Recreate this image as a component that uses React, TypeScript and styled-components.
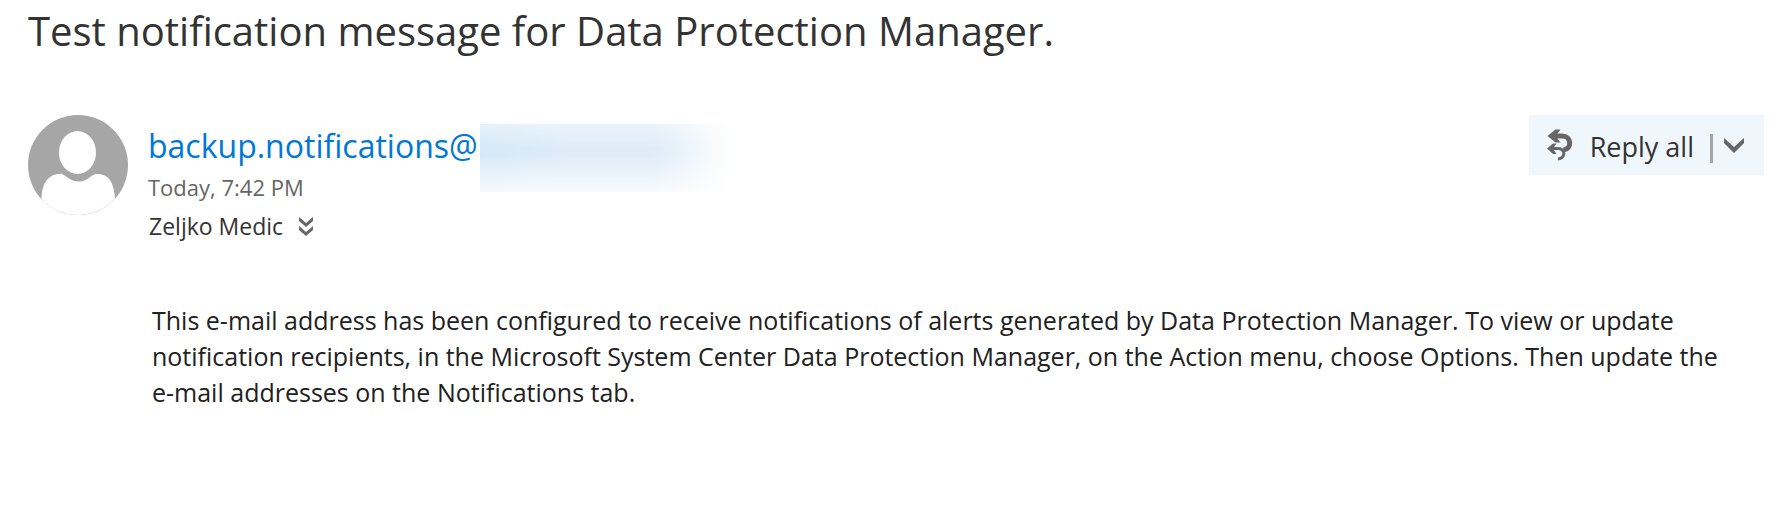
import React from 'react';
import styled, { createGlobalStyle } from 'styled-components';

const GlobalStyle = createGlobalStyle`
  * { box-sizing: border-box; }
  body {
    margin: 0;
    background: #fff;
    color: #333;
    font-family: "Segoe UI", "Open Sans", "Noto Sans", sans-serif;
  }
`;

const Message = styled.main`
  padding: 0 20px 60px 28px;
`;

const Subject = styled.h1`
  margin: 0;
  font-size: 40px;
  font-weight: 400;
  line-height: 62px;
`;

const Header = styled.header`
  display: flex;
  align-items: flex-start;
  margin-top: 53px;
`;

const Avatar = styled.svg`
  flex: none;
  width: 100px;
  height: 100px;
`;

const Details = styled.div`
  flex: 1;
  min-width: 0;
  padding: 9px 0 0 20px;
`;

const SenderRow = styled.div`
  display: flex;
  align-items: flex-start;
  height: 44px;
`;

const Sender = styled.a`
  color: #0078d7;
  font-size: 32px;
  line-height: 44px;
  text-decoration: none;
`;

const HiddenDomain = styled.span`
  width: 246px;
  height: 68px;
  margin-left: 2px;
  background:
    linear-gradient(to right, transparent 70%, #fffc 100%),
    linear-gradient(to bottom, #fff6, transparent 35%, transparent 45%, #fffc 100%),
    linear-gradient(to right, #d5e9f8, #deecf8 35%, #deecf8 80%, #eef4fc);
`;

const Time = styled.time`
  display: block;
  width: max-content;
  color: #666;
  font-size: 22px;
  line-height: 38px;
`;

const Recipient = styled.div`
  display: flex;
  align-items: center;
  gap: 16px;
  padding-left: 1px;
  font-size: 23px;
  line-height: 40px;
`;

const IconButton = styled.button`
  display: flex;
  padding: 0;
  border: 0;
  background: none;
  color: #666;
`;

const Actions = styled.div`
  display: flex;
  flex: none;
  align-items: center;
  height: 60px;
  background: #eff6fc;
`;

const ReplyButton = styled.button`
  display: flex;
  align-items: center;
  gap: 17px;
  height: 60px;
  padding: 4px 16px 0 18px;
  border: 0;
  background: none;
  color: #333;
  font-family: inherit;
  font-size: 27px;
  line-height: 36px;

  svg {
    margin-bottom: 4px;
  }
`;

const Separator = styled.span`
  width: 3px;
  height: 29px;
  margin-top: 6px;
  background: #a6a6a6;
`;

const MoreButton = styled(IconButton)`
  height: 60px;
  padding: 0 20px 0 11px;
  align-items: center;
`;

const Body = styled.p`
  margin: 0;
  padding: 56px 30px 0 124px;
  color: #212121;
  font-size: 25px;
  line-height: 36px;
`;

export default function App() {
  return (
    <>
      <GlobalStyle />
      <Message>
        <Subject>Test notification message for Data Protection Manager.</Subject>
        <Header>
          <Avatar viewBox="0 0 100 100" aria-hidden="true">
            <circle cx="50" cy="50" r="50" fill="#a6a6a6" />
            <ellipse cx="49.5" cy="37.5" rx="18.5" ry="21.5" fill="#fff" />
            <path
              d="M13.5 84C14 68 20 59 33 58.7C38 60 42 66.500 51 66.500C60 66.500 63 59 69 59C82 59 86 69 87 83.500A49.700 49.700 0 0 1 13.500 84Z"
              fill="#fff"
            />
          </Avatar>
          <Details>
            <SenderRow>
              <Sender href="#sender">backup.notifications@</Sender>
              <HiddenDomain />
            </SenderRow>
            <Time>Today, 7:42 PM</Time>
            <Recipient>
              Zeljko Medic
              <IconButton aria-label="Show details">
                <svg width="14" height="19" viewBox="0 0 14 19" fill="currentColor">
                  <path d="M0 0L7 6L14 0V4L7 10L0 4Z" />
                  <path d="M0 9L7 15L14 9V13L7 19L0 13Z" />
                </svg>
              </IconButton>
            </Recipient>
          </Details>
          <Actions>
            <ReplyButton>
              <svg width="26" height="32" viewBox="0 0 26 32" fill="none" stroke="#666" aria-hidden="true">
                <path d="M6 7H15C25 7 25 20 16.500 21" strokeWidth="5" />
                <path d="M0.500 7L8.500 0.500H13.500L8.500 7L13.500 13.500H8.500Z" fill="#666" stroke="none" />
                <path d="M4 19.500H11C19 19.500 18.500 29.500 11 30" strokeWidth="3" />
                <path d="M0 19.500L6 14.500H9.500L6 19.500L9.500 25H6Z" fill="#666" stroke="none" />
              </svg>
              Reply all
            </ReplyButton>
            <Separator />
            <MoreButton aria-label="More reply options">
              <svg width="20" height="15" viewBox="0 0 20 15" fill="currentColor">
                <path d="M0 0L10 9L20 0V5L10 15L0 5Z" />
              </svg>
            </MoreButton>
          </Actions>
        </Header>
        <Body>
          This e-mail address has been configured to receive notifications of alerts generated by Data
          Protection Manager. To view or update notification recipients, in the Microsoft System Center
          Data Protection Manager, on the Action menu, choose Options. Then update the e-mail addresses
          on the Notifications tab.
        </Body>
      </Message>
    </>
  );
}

...

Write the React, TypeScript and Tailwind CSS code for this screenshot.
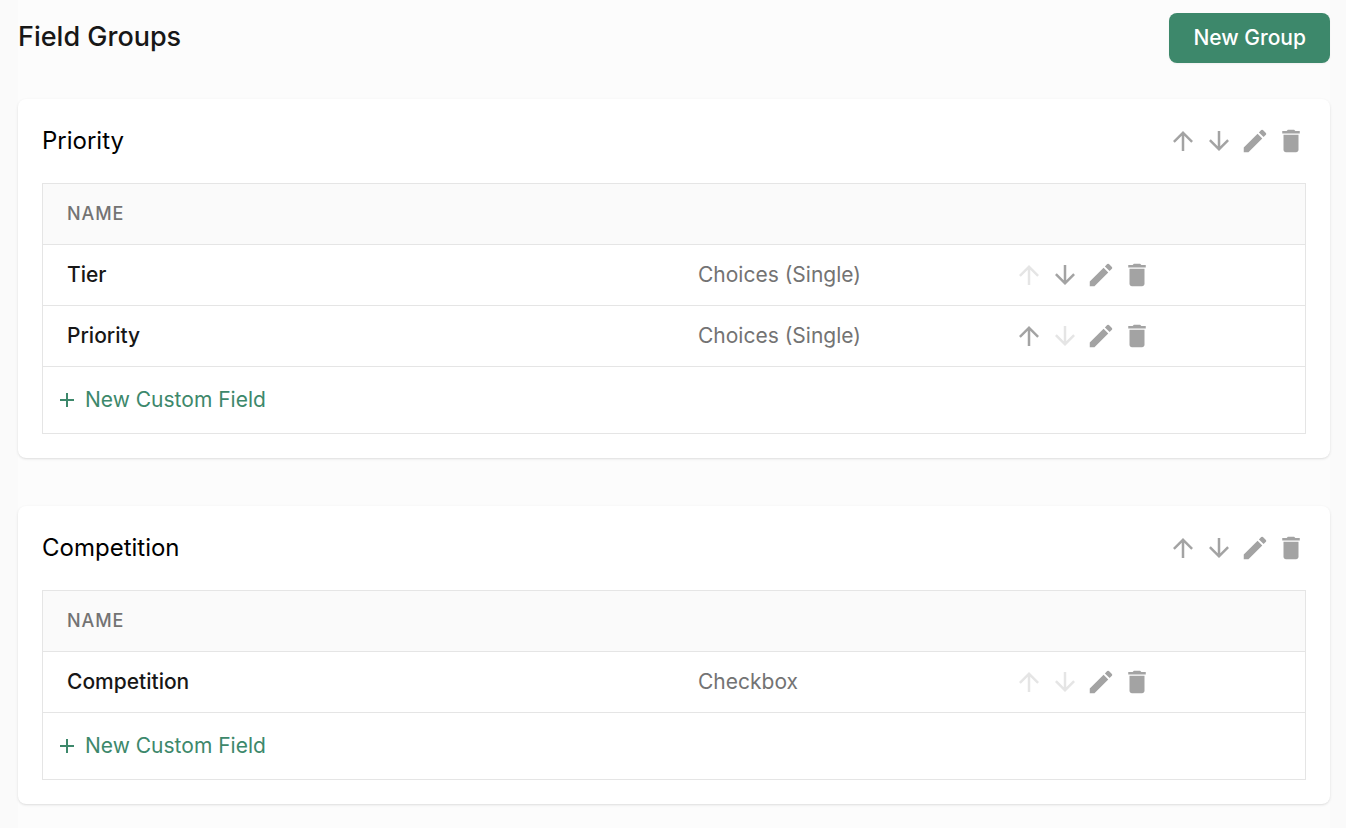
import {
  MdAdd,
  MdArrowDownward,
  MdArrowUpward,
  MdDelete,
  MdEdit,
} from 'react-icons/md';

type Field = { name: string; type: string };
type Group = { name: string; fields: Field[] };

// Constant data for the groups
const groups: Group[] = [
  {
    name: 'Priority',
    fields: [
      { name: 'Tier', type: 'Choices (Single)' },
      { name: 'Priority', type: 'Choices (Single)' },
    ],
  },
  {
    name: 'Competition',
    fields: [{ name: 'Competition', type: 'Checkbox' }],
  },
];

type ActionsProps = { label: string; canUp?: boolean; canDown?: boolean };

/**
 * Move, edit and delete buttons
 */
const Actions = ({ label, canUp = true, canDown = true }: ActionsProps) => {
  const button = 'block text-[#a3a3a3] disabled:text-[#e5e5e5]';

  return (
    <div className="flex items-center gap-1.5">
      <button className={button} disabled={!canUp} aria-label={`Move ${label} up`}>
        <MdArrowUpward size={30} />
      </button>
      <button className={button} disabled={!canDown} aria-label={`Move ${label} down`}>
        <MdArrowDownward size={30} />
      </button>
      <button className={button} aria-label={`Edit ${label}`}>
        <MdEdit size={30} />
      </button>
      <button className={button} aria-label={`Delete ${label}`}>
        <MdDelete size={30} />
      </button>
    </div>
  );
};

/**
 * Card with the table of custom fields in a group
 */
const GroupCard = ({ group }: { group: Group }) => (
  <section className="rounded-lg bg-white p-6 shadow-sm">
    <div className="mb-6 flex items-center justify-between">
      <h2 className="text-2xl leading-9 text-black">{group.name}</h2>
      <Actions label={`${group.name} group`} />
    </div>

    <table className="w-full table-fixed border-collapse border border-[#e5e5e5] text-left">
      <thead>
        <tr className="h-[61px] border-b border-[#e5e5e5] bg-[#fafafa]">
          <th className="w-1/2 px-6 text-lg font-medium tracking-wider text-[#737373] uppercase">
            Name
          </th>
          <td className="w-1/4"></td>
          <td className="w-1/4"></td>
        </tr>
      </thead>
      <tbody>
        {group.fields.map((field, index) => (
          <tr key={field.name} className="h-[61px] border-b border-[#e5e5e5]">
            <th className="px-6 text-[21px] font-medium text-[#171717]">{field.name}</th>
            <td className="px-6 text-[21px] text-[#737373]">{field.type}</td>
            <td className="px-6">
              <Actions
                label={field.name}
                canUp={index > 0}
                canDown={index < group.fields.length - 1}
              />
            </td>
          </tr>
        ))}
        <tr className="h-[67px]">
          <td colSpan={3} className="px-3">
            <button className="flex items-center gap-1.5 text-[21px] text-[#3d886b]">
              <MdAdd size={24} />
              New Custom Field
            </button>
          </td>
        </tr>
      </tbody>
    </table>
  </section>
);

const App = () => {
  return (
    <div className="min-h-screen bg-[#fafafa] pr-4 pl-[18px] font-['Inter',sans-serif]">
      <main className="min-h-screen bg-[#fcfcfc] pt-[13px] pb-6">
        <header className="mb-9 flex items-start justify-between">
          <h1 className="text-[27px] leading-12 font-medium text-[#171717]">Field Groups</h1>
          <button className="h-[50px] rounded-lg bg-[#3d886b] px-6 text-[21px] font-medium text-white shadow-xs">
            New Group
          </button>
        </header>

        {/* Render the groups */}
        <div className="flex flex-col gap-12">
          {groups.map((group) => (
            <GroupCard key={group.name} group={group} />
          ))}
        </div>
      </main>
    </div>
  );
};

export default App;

What is being asked:
Pick out and copy the lines of the entries that hold the string "TypeScript".

Solution for this problem:
Recreate this image as a component that uses React, TypeScript and styled-components.
Write the React, TypeScript and Tailwind CSS code for this screenshot.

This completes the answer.